A man looks at a screen across a road displaying the Sensex on the facade of the Bombay Stock Exchange (BSE) building in Mumbai
A man looks at a screen across a road displaying the Sensex on the facade of the Bombay Stock Exchange (BSE) building in Mumbai
Hamsini Karthik Mumbai
Last Updated : Sep 23 2016 | 12:12 AM IST
The US Federal Reserve (US Fed) decided not to alter its key interest rates on Wednesday night (India time). This sent a wave of cheer to the Dalal Street with the BSE Sensex opening higher by 300 points on Thursday. But, the opening highs could not be sustained and the index ended the day with a gain of 266 points. With a couple of weeks to go for the September quarter earnings season, experts say liquidity alone won’t keep the market momentum on and the current rally won’t sustain if India Inc’s earnings don’t improve.

“Any investor loading up on India is doing so primarily because of liquidity. If earnings don’t improve, money may not be available easily,” Saurabh Mukherjea, CEO (institutional equities) at Ambit Capital, warns. “Consumption itself is not adequate to lift earnings, which is why I believe the market is fairly valued,” he adds. Gautam Chhaochharia, head of India research at UBS, agrees with Mukherjea. “Earnings have to improve reasonably because valuations aren’t cheap anymore.”

Since the start of the June quarter results season, data indicate that foreign institutional investors (FIIs) have started looking at pastures outside India. Since June, they have increased their allocations to markets such as Thailand and South Korea, where they were largely sellers in 2015. Also, India’s FII inflows ($3.8 billion) from June-till-date trail that of South Korea ($6 billion) and Thailand ($7.7 billion). Thailand was a close competitor with $2.8 billion FII money flowing into the country.
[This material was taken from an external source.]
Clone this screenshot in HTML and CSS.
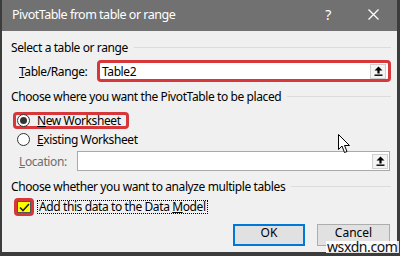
FILE: index.html
```html
<!DOCTYPE html>
<html lang="en">
  <head>
    <meta charset="UTF-8" />
    <title>PivotTable from table or range</title>
    <link rel="stylesheet" href="styles.css">
  </head>
  <body>
    <div class="dialog">
      <div class="titlebar">
        <span class="title">PivotTable from table or range</span>
        <span class="help">?</span>
        <svg class="close" width="11" height="11" viewBox="0 0 11 11">
          <path d="M0.5 0.5 L10.5 10.5 M10.5 0.5 L0.5 10.5" stroke="#fff" stroke-width="1.3" />
        </svg>
      </div>
      <div class="body">
        <div class="group-title"><span>Select a table or range</span><div class="rule"></div></div>
        <div class="row range-row">
          <label class="field-label range-label"><u>T</u>able/Range:</label>
          <div class="ref-box red-box">
            <span class="ref-text">Table2</span>
            <span class="pick-btn">
              <svg width="9" height="10" viewBox="0 0 9 10"><path d="M4.5 0.5 L8.5 4.5 L5.6 4.5 L5.6 7.5 L3.4 7.5 L3.4 4.5 L0.5 4.5 Z" fill="#000" /><rect x="0.5" y="8.5" width="8" height="1.4" fill="#000" /></svg>
            </span>
          </div>
        </div>

        <div class="group-title second"><span>Choose where you want the PivotTable to be placed</span><div class="rule"></div></div>
        <div class="row radio-row red-outline">
          <span class="radio checked"></span>
          <span><u>N</u>ew Worksheet</span>
        </div>
        <div class="row radio-row plain">
          <span class="radio"></span>
          <span><u>E</u>xisting Worksheet</span>
        </div>
        <div class="row location-row">
          <label class="field-label location-label disabled"><u>L</u>ocation:</label>
          <div class="ref-box location-box">
            <span class="pick-btn">
              <svg width="9" height="10" viewBox="0 0 9 10"><path d="M4.5 0.5 L8.5 4.5 L5.6 4.5 L5.6 7.5 L3.4 7.5 L3.4 4.5 L0.5 4.5 Z" fill="#000" /><rect x="0.5" y="8.5" width="8" height="1.4" fill="#000" /></svg>
            </span>
          </div>
        </div>

        <div class="group-title third"><span>Choose whether you want to analyze multiple tables</span><div class="rule"></div></div>
        <div class="row check-row">
          <span class="check-wrap">
            <span class="checkbox">
              <svg width="11" height="9" viewBox="0 0 11 9"><path d="M1 4.5 L4 7.5 L10 1" fill="none" stroke="#222" stroke-width="1.6" /></svg>
            </span>
          </span>
          <span class="focus-label">Add this data to the Data <u>M</u>odel</span>
        </div>

        <div class="buttons">
          <button class="btn default">OK</button>
          <button class="btn">Cancel</button>
        </div>
      </div>
    </div>

    <svg class="cursor" width="13" height="20" viewBox="0 0 13 20">
      <path d="M0.5 0.5 L0.5 15.5 L4 12 L6.5 18.5 L9 17.5 L6.5 11.5 L11.5 11.5 Z" fill="#fff" stroke="#000" stroke-width="1" />
    </svg>
    <div class="watermark">wsxdn.com</div>
  </body>
</html>
```

FILE: styles.css
```css
* {
  margin: 0;
  padding: 0;
  box-sizing: border-box;
}
body {
  width: 400px;
  height: 256px;
  background-color: #3c3c3c;
  font-family: "Noto Sans", "Open Sans", sans-serif;
  font-size: 12px;
  letter-spacing: -0.4px;
  color: #000;
  overflow: hidden;
  position: relative;
}
.dialog {
  margin: 0 3px 0 2px;
  width: 395px;
  height: 252px;
  background-color: #f0f0f0;
  display: flex;
  flex-direction: column;
}
.titlebar {
  height: 31px;
  background-color: #717171;
  color: #fff;
  display: flex;
  align-items: center;
  padding-left: 10px;
}
.title {
  font-size: 12.5px;
  letter-spacing: -0.5px;
  flex: 1;
  padding-bottom: 3px;
}
.help {
  font-size: 14px;
  margin-right: 37px;
  padding-bottom: 3px;
}
.close {
  margin-right: 18px;
  margin-bottom: 3px;
}
.body {
  padding: 0 6px 0 9px;
  flex: 1;
}
.group-title {
  display: flex;
  align-items: center;
  height: 16px;
  margin-top: 8px;
  white-space: nowrap;
}
.group-title.second {
  margin-top: 6px;
}
.group-title.third {
  margin-top: 7px;
}
.rule {
  flex: 1;
  height: 1px;
  background-color: #dcdcdc;
  margin-left: 6px;
}
.row {
  display: flex;
  align-items: center;
}
.field-label {
  padding-left: 8px;
}
.range-label {
  width: 86px;
}
.location-label {
  width: 66px;
}
.field-label.disabled {
  color: #6d6d6d;
}
.range-row {
  margin-top: 5px;
  height: 22px;
}
.ref-box {
  flex: 1;
  height: 100%;
  background-color: #fff;
  display: flex;
  align-items: center;
}
.red-box {
  border: 3px solid #d7373b;
  border-radius: 4px;
  padding: 0 2px 0 2px;
}
.ref-text {
  flex: 1;
}
.pick-btn {
  width: 16px;
  height: 15px;
  background-color: #f4f4f4;
  border: 1px solid #cfcfcf;
  display: flex;
  align-items: center;
  justify-content: center;
}
.radio-row {
  gap: 7px;
}
.red-outline {
  margin-top: 8px;
  margin-left: 2px;
  width: 116px;
  height: 17px;
  border: 3px solid #d7373b;
  border-radius: 4px;
  padding-left: 1px;
}
.plain {
  margin-top: 2px;
  height: 16px;
  padding-left: 6px;
}
.radio {
  width: 13px;
  height: 13px;
  border: 1px solid #333;
  border-radius: 50%;
  background-color: #fff;
  display: flex;
  align-items: center;
  justify-content: center;
}
.radio.checked::after {
  content: "";
  width: 7px;
  height: 7px;
  border-radius: 50%;
  background-color: #333;
}
.location-row {
  margin-top: 4px;
  height: 20px;
}
.location-box {
  border: 1px solid #a9a9a9;
  justify-content: flex-end;
  padding-right: 1px;
  margin-right: 1px;
}
.check-row {
  margin-top: 4px;
  height: 18px;
  gap: 3px;
}
.check-wrap {
  margin-left: 3px;
  width: 20px;
  height: 18px;
  border: 3px solid #d7373b;
  border-radius: 4px;
  background-color: #d7373b;
  display: flex;
  align-items: center;
  justify-content: center;
}
.checkbox {
  width: 14px;
  height: 12px;
  background-color: #ffff00;
  border: 1px solid #555;
  display: flex;
  align-items: center;
  justify-content: center;
}
.focus-label {
  border: 1px dotted #000;
  padding: 0 1px;
  line-height: 12px;
}
.buttons {
  display: flex;
  justify-content: flex-end;
  gap: 12px;
  margin-top: 8px;
  padding-right: 1px;
}
.btn {
  width: 73px;
  height: 22px;
  background-color: #e1e1e1;
  border: 1px solid #adadad;
  font-family: "Noto Sans", "Open Sans", sans-serif;
  font-size: 12px;
  line-height: 12px;
  padding-bottom: 4px;
  color: #000;
}
.btn.default {
  border: 2px solid #0078d7;
  width: 72px;
}
.cursor {
  position: absolute;
  left: 338px;
  top: 134px;
}
.watermark {
  position: absolute;
  left: 326px;
  top: 241px;
  padding: 0 1px;
  font-size: 14px;
  line-height: 12px;
  background-color: rgba(255, 255, 255, 0.85);
  color: #111;
}
```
Chhaochharia feels that if earnings don’t brighten up in India, FIIs may continue to rebalance their Indian exposure. “While India may remain an overweight market for global investors, it could be difficult to sustain the earlier levels of inflows if earnings disappoint,” he warns. Certain macro-economic indicators such as current account deficit and fiscal deficit data have improved significantly. But now, it’s time for micro-level indicators such as earnings to add up. In the immediate term, the Street will keep an eye on whether effects of the Pay Commission payouts and monsoon play out in the forthcoming earnings season. Pankaj Pandey, head of research at ICICI Direct, too, feels that while foreign investors won’t change their stance on India, they could reduce their allocation if there isn’t steady earnings support from India Inc. “We haven’t touched the peak of earnings cycle again and we could still be 2-3 quarters away from the peak,” he cautions. For now, experts say the looming US elections are critical to gauge any change in policy stance by global investors, and will keep the situation fluid. “We will also know the strength of the festive season by then,” Pandey adds.

And, if the Fed raises rates in December, it will also possibly signal an end to cheap money and impact earnings of companies with huge forex exposure.